WHAT YOU ARE ASKED TO DO: Extract each line containing the string "Write".

PROVIDED DATA:
┏━━
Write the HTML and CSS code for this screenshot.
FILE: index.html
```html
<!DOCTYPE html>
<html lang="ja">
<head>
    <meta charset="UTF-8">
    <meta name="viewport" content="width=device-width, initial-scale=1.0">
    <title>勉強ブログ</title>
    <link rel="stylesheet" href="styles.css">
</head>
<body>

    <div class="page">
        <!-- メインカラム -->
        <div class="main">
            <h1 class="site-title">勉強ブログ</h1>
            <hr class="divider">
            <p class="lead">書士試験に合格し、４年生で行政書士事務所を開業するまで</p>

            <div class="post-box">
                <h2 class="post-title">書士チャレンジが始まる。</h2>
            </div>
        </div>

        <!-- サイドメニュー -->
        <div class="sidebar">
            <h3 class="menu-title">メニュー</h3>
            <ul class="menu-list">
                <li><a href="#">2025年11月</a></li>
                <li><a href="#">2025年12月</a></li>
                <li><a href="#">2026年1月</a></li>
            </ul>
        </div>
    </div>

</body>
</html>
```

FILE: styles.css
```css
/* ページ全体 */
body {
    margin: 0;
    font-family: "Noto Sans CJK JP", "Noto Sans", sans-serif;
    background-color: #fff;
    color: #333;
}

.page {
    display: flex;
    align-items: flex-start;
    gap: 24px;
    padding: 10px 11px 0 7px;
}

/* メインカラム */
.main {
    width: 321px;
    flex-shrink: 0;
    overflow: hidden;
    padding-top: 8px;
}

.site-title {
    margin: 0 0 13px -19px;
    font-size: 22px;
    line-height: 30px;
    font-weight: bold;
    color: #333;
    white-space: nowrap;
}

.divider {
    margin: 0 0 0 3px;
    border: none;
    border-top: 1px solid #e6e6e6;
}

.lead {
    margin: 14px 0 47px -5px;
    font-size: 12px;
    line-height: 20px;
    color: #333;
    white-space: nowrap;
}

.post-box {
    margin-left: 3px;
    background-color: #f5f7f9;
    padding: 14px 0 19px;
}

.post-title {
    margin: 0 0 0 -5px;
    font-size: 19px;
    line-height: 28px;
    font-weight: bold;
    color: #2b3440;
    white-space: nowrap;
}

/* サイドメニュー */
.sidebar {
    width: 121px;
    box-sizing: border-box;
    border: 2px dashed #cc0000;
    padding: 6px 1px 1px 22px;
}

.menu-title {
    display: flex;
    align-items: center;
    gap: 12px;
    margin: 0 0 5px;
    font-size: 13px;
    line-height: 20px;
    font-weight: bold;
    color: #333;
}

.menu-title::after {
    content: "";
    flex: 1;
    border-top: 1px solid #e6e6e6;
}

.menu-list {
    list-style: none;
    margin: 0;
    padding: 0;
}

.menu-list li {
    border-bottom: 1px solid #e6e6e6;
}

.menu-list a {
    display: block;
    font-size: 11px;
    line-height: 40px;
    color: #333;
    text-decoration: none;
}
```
┗━━
┏━━
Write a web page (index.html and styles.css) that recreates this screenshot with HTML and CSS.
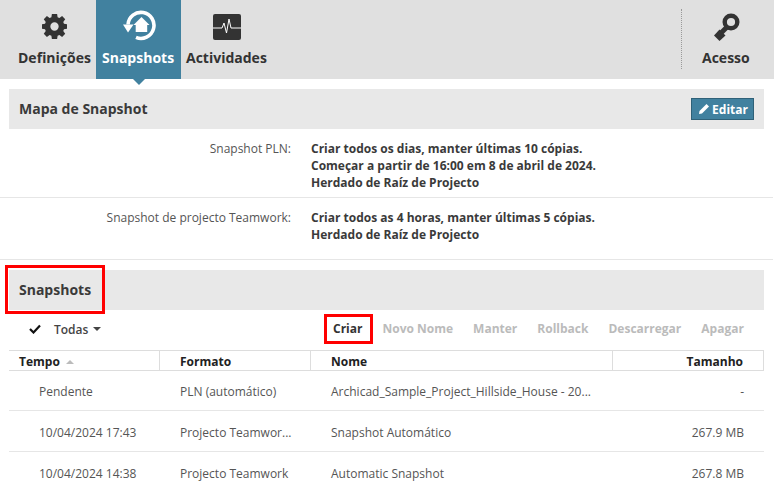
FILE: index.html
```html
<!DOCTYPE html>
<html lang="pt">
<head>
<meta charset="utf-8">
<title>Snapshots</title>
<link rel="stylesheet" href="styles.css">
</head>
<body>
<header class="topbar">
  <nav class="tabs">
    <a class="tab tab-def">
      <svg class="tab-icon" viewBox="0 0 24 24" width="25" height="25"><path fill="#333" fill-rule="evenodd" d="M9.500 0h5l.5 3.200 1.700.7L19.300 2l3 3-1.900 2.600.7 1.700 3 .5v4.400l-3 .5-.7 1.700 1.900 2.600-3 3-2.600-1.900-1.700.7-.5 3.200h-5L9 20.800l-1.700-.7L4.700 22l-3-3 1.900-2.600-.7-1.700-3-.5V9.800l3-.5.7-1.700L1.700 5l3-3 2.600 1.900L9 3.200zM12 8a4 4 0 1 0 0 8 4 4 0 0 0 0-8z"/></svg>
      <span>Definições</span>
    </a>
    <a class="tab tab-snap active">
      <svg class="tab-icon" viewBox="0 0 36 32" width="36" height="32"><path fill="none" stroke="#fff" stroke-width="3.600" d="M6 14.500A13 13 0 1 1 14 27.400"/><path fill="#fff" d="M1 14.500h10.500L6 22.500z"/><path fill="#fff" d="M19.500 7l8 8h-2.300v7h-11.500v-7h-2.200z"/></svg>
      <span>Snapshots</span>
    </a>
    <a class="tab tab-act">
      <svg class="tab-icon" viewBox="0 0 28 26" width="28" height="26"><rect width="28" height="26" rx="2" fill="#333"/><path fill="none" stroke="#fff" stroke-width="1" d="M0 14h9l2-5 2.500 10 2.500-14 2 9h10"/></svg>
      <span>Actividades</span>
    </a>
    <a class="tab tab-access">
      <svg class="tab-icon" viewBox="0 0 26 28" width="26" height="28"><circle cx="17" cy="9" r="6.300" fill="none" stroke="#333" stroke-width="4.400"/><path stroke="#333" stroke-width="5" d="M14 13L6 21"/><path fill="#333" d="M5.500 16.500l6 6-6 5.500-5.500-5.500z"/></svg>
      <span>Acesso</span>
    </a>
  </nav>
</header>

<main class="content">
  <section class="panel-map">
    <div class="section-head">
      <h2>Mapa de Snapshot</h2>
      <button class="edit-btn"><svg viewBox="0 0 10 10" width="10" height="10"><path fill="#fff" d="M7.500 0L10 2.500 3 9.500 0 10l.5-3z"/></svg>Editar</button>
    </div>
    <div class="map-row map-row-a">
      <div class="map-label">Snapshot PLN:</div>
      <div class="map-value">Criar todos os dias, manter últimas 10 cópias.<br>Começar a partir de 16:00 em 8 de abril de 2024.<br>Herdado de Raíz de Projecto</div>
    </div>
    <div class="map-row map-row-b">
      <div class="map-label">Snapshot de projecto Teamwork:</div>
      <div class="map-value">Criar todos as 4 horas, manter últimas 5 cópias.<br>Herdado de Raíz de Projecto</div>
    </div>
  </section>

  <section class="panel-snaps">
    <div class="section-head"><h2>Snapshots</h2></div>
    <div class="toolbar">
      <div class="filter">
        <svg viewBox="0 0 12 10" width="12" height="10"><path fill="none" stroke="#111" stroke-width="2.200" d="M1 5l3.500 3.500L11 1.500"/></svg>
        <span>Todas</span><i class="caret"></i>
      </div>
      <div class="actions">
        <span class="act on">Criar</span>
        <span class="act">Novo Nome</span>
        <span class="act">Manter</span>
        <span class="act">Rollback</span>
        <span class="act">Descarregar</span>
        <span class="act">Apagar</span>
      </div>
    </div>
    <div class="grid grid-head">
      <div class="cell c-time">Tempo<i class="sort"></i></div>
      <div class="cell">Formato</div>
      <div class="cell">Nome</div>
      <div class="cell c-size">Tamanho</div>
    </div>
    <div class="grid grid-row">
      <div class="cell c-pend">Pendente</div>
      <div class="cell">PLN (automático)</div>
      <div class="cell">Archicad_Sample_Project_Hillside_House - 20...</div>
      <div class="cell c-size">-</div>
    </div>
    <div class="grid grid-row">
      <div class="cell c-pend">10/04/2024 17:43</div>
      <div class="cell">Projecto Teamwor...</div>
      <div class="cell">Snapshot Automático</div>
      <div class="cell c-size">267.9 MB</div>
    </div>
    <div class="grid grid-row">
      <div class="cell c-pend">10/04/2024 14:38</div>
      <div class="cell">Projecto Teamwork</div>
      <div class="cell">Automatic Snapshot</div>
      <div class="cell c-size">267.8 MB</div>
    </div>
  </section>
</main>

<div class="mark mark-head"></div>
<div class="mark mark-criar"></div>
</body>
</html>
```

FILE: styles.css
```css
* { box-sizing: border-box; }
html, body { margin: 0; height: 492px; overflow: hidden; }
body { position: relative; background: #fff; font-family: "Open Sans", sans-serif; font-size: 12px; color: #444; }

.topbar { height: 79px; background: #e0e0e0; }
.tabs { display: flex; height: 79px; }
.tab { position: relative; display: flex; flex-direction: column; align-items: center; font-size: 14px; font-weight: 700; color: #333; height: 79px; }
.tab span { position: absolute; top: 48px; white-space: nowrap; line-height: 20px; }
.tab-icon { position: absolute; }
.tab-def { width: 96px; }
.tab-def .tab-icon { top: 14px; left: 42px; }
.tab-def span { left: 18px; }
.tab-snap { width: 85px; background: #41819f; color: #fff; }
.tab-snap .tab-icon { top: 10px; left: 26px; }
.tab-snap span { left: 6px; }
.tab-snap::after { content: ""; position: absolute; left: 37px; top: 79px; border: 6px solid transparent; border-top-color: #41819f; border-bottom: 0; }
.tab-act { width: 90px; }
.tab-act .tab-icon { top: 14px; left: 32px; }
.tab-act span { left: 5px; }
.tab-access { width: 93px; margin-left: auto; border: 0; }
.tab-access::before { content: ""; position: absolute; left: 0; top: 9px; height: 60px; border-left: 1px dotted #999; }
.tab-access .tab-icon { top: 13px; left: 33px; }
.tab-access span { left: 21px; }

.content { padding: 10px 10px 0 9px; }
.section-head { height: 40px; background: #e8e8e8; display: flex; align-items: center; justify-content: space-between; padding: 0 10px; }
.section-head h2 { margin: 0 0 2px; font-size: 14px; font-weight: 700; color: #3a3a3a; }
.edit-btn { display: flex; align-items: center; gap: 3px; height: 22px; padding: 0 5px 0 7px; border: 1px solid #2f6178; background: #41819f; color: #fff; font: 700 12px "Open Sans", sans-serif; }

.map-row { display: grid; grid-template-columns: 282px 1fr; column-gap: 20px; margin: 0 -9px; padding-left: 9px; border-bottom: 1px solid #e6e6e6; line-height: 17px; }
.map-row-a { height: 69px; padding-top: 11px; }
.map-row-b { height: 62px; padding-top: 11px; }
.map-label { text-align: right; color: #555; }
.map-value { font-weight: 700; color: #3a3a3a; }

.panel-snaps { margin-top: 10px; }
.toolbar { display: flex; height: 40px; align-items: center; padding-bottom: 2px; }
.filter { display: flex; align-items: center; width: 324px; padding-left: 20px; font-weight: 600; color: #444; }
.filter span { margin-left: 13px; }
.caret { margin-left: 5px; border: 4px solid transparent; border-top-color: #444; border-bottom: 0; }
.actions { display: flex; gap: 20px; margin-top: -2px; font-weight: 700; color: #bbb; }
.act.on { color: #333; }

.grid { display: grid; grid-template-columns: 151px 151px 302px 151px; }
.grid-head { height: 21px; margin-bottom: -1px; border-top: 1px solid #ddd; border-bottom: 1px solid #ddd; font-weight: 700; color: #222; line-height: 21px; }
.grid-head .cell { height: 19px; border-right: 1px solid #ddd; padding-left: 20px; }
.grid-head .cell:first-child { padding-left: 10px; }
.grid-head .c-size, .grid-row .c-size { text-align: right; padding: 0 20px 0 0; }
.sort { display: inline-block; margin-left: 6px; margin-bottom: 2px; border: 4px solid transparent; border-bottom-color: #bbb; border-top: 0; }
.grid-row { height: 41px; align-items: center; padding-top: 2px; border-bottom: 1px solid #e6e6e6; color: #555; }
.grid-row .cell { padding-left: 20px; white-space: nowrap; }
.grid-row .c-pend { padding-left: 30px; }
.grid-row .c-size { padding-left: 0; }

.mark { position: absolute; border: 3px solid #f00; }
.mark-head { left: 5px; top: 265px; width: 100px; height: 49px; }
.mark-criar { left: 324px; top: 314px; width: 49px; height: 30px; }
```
┗━━
┏━━
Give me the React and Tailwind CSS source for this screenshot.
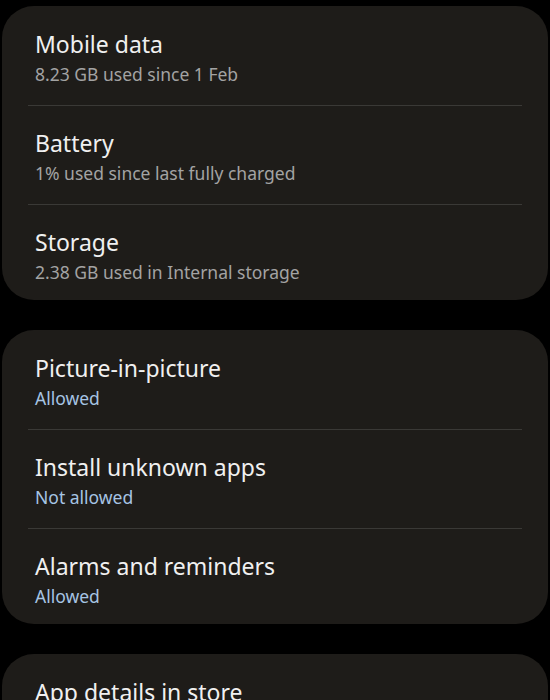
┗━━
EXERCISE ANSWER:
Write the HTML and CSS code for this screenshot.
Write a web page (index.html and styles.css) that recreates this screenshot with HTML and CSS.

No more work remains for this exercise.